At 11:32 2000 09 15 +0100, Paul Terray wrote:
>At 10:09 14/09/00 -0500, Paul Grosso wrote:
>>And all this is currently mostly moot with respect to XML, since the
>>XML spec did not define a catalog (unfortunately, in my opinion).  And
>>since the system id is required, almost all XML processors I know of
>>use it and general ignore the public id.
>
>That's what I have seen till now. And this is a major pain that many tools 
>(usually not parsers, mostly editors) don't know well about back relative 
>entity inclusion, like "../mydir/myent.ent"  (Adept, Stylus being two of 
>them). This means I cannot use the same dtd with Adept (used as a PDF 
>producer) and Omnimark, XSLT (that can use the same, yeah !).

Knowing exactly what is the current "base URI" (against which to 
resolve relative system identifiers) at any time can be tricky, 
but this is something that the W3C XML Activity working groups 
are trying to clarify.  

Meanwhile, I'd be interested to see the example you are considering--in 
exactly what content do you have "../mydir/myent.ent", what are the 
various tools resolving it to, and what do you think it should resolve 
to.  (And if Adept is doing it wrong, I'll work to get that fixed.)

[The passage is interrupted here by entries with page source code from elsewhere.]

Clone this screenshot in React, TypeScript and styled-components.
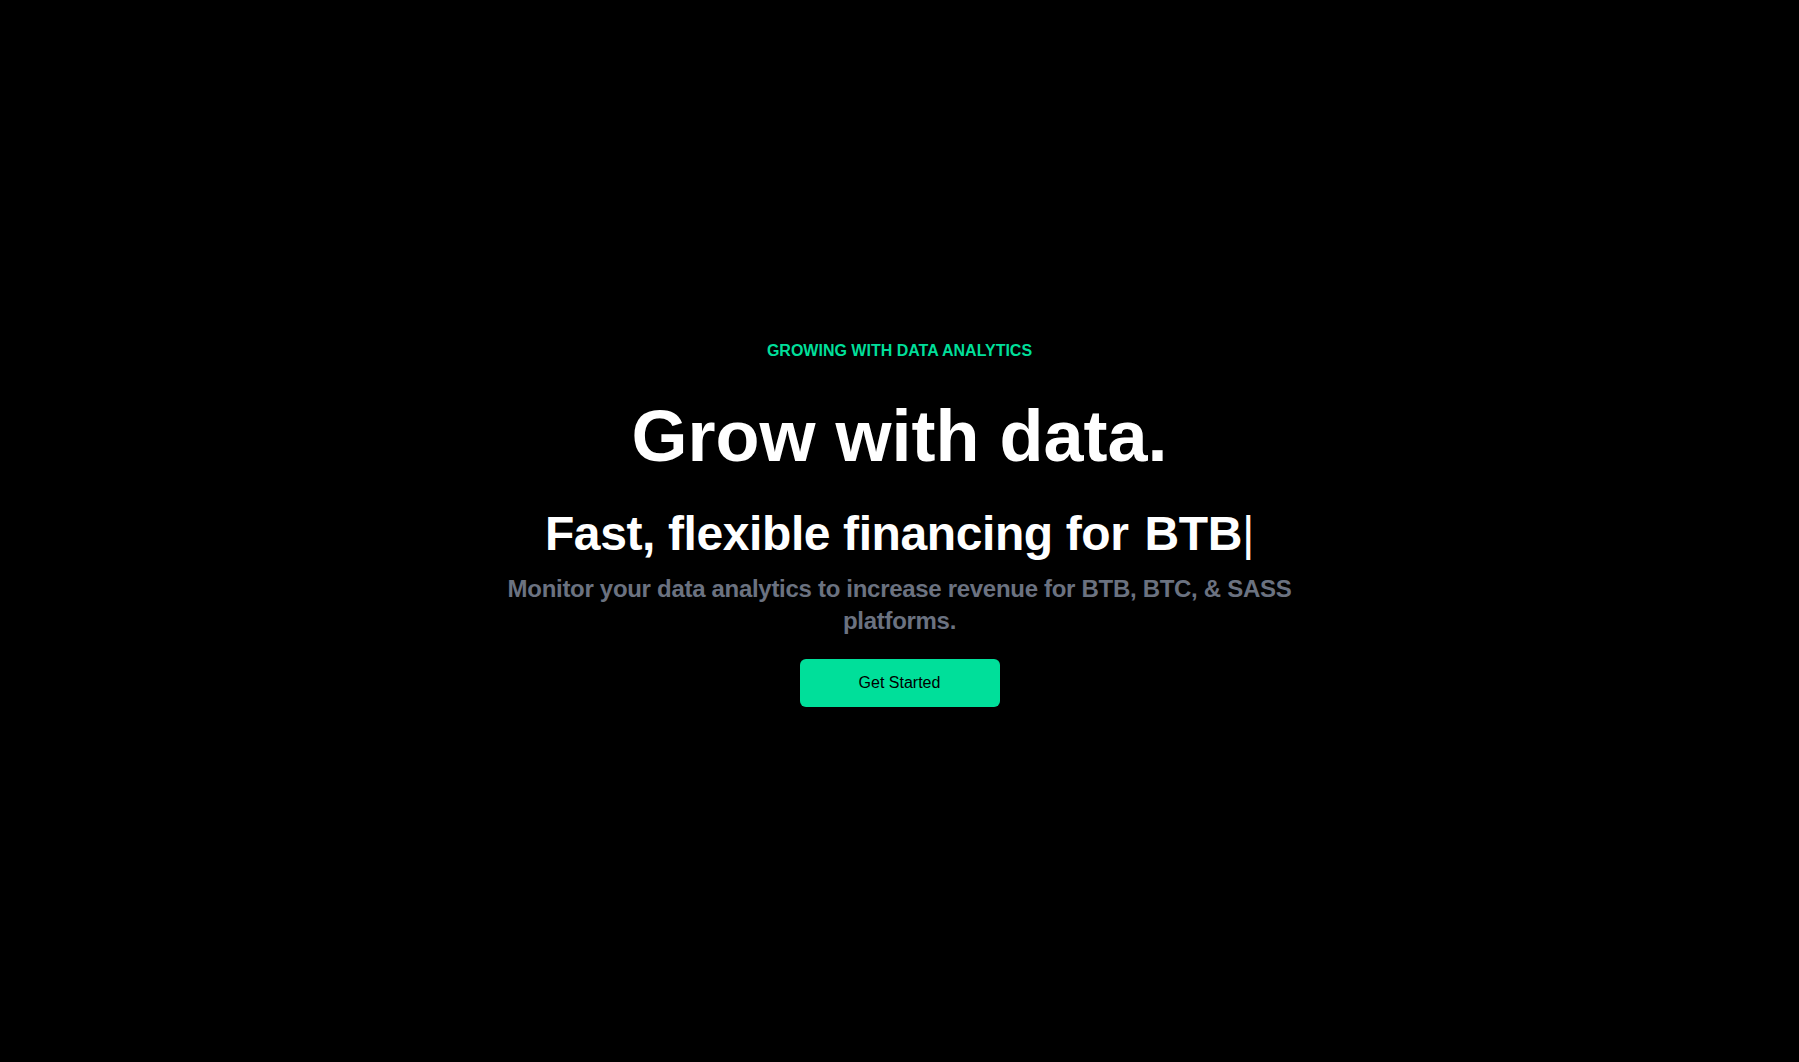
import React from 'react'
import styled, { createGlobalStyle, keyframes } from 'styled-components'

const green = '#00df9a'

const GlobalStyle = createGlobalStyle`
  *, *::before, *::after {
    box-sizing: border-box;
  }
  html, body {
    margin: 0;
    padding: 0;
    background-color: #000;
  }
  body {
    font-family: 'Liberation Sans', Arial, sans-serif;
    color: #fff;
  }
`

const blink = keyframes`
  0% { opacity: 1; }
  50% { opacity: 0; }
  100% { opacity: 1; }
`

const Hero = styled.section`
  color: #fff;
`

const HeroInner = styled.div`
  max-width: 800px;
  width: 100%;
  height: 100vh;
  margin: 0 auto;
  text-align: center;
  display: flex;
  flex-direction: column;
  justify-content: center;
`

const Eyebrow = styled.p`
  margin: 0;
  padding: 8px;
  color: ${green};
  font-weight: 700;
  font-size: 16px;
  line-height: 24px;
`

const Title = styled.h1`
  margin: 0;
  padding: 29px 0 19px;
  font-size: 72px;
  line-height: 72px;
  font-weight: 700;
`

const TypedRow = styled.div`
  display: flex;
  justify-content: center;
  align-items: center;
  letter-spacing: -0.4px;
`

const TypedLead = styled.p`
  margin: 0;
  padding: 19px 0 13px;
  font-size: 48px;
  line-height: 48px;
  font-weight: 700;
`

const TypedWord = styled.span`
  padding-left: 16px;
  padding-top: 6px;
  font-size: 48px;
  line-height: 48px;
  font-weight: 700;
`

const Cursor = styled.span`
  font-weight: 400;
  animation: ${blink} 0.7s infinite;
`

const Lead = styled.p`
  margin: 0;
  padding-top: 2px;
  font-size: 24px;
  line-height: 32px;
  font-weight: 700;
  letter-spacing: -0.3px;
  color: #6b7280;
`

const CtaButton = styled.button`
  width: 200px;
  margin: 22px auto 24px;
  padding: 12px 0;
  border: none;
  border-radius: 6px;
  background-color: ${green};
  color: #000;
  font-family: inherit;
  font-size: 16px;
  line-height: 24px;
  font-weight: 500;
  cursor: pointer;
`

export default function App() {
  return (
    <>
      <GlobalStyle />
      <Hero>
        <HeroInner>
          <Eyebrow>GROWING WITH DATA ANALYTICS</Eyebrow>
          <Title>Grow with data.</Title>
          <TypedRow>
            <TypedLead>Fast, flexible financing for</TypedLead>
            <TypedWord>
              BTB<Cursor>|</Cursor>
            </TypedWord>
          </TypedRow>
          <Lead>Monitor your data analytics to increase revenue for BTB, BTC, &amp; SASS platforms.</Lead>
          <CtaButton>Get Started</CtaButton>
        </HeroInner>
      </Hero>
    </>
  )
}
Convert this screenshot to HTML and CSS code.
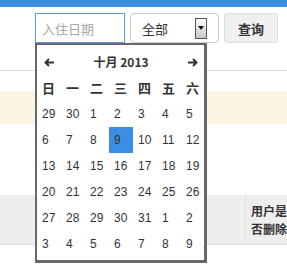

>>However, Java classes that implement catalogs for XML have been put
>>into the public domain, and I'm hopeful that more and more XML
>>processors out there will use them (or the equivalent) to add catalog
>>support for XML.  Norm's article [2] for both a good description of
>>the issues and for a pointer to some Java classes that implement both
>>the TR9401:1997 catalogs and XML Catalogs [3].
>
>I do agree this is useful, but the catalog is not standard yet, and my 
>point here is to unify the DTDs among the tools I use.

I understand.  The best way is really through a catalog (see Norm's
article that I referenced earlier in this thread), but until that is
widely deployed, you can't really rely on public ids.  Now if relative
system ids aren't supported consistently, you can't rely on them either,
so you're stuck with absolute system ids.  If none of these solutions
work, then (sigh) you are stuck, and all I can suggest is to work to
get implementations to support relative system ids properly and/or to
support resolution of public ids.

I'd like to work toward all of the above so users have choices.